136. So hat der Gerichtshof entschieden, dass eine bloße Verletzung des Gemeinschaftsrechts durch einen Mitgliedstaat ein hinreichend qualifizierter Verstoß sein kann, aber nicht sein muss". Er fügte hinzu: Um festzustellen, ob eine solche Verletzung des Gemeinschaftsrechts einen hinreichend qualifizierten Verstoß darstellt, muss das mit einer Schadensersatzklage befasste nationale Gericht alle Gesichtspunkte berücksichtigen, die für den ihm vorgelegten Sachverhalt kennzeichnend sind." Zu diesen Gesichtspunkten gehörten u. a. das Maß an Klarheit und Genauigkeit der verletzten Vorschrift, die Frage, ob der Verstoß oder der Schaden vorsätzlich begangen bzw. zugefügt wurde oder nicht, die Entschuldbarkeit oder Unentschuldbarkeit eines etwaigen Rechtsirrtums und der Umstand, dass das Verhalten eines Gemeinschaftsorgans möglicherweise dazu beigetragen hat, dass nationale Maßnahmen oder Praktiken in gemeinschaftsrechtswidriger Weise eingeführt oder aufrechterhalten wurden". Es fällt auf, dass diese Gesichtspunkte voll und ganz mit denen übereinstimmen, die im Urteil Brasserie du pêcheur und Factortame in einem Fall herangezogen wurden, in dem von einem weiten Ermessen des Gesetzgebers ausgegangen wurde.

137. Diese Rechtsprechung wurde im Urteil Larsy bestätigt, das die Gewährung einer Altersrente für einen Selbständigen durch die belgische Verwaltung betraf. Der Gerichtshof legte Wert auf die Feststellung, dass der zuständige nationale Träger in dieser Rechtssache nicht zwischen verschiedenen Gestaltungsmöglichkeiten zu wählen hatte.

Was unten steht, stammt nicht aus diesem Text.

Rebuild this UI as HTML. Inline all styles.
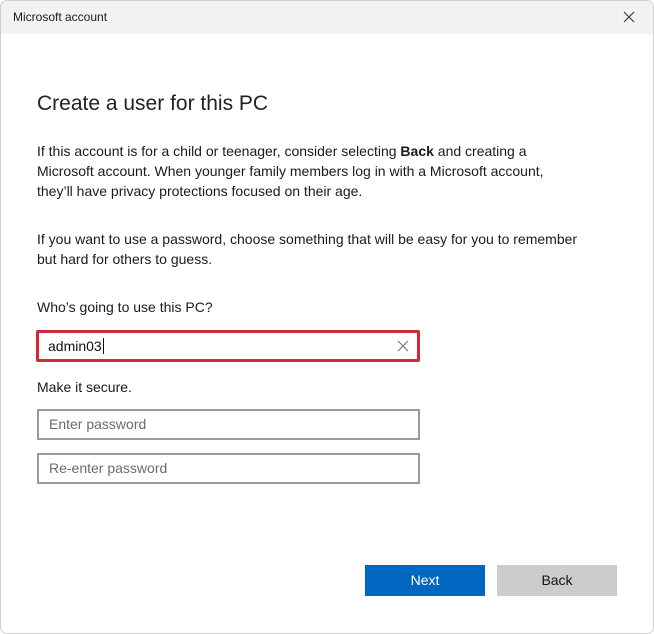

138. Unter diesen Umständen braucht meines Erachtens beim gegenwärtigen Stand der Rechtsprechung des Gerichtshofes nicht ermittelt zu werden, ob der Staat bei der Ausübung seiner Rechtsprechungsfunktion über einen weiten Gestaltungsspielraum verfügt. Dagegen ist zu klären, ob die vom Gerichtshof zur Beurteilung des Vorliegens eines dem Gesetzgeber oder der Verwaltung zuzurechnenden hinreichend qualifizierten Verstoßes gegen das Gemeinschaftsrecht aufgestellten Gesichtspunkte ganz oder teilweise auf den Fall eines einem Hoechstgericht zuzurechnenden Verstoßes übertragbar sind.

139. Für entscheidend halte ich den Gesichtspunkt der Entschuldbarkeit oder Unentschuldbarkeit des fraglichen Rechtsirrtums. Dies kann entweder vom Grad der Klarheit und Genauigkeit der verletzten Rechtsnorm oder von der Existenz oder dem Stand einschlägiger Rechtsprechung des Gerichtshofes abhängen. Insoweit können mehrere Beispiele angeführt werden.

140. So kann die Haftung des Staates z. B. dann eintreten, wenn ein Hoechstgericht eine gegen Bestimmungen des Gemeinschaftsrechts verstoßende Entscheidung erlässt, obwohl ihre Bedeutung und Tragweite offensichtlich sind. Dies wäre der Fall, wenn der Wortlaut der fraglichen Bestimmungen in allen Punkten klar, genau und frei von Mehrdeutigkeiten ist, so dass er letztlich keinen Raum für Auslegungen bietet, sondern nur für ihre schlichte Anwendung.

141. Die Haftung des Staates kann z. B. auch dann eintreten, wenn ein Hoechstgericht eine Entscheidung erlässt, die offensichtlich gegen die Rechtsprechung des Gerichtshofes verstößt, wie sie sich am Tag des Erlasses der fraglichen Entscheidung darstellt. Die Urteile des Gerichtshofes, insbesondere soweit sie im Rahmen von Vorabentscheidungsverfahren ergangen sind, binden nämlich zwangsläufig die nationalen Gerichte hinsichtlich der Auslegung der Bestimmungen des Gemeinschaftsrechts. Diese Gerichte dürfen nicht von der Rechtsprechung des Gerichtshofes abweichen. Sie sind nur berechtigt, eine Frage zur Vorabentscheidung vorzulegen, um zweckdienliche Erläuterungen zur Entscheidung des ihnen unterbreiteten Rechtsstreits zu erhalten.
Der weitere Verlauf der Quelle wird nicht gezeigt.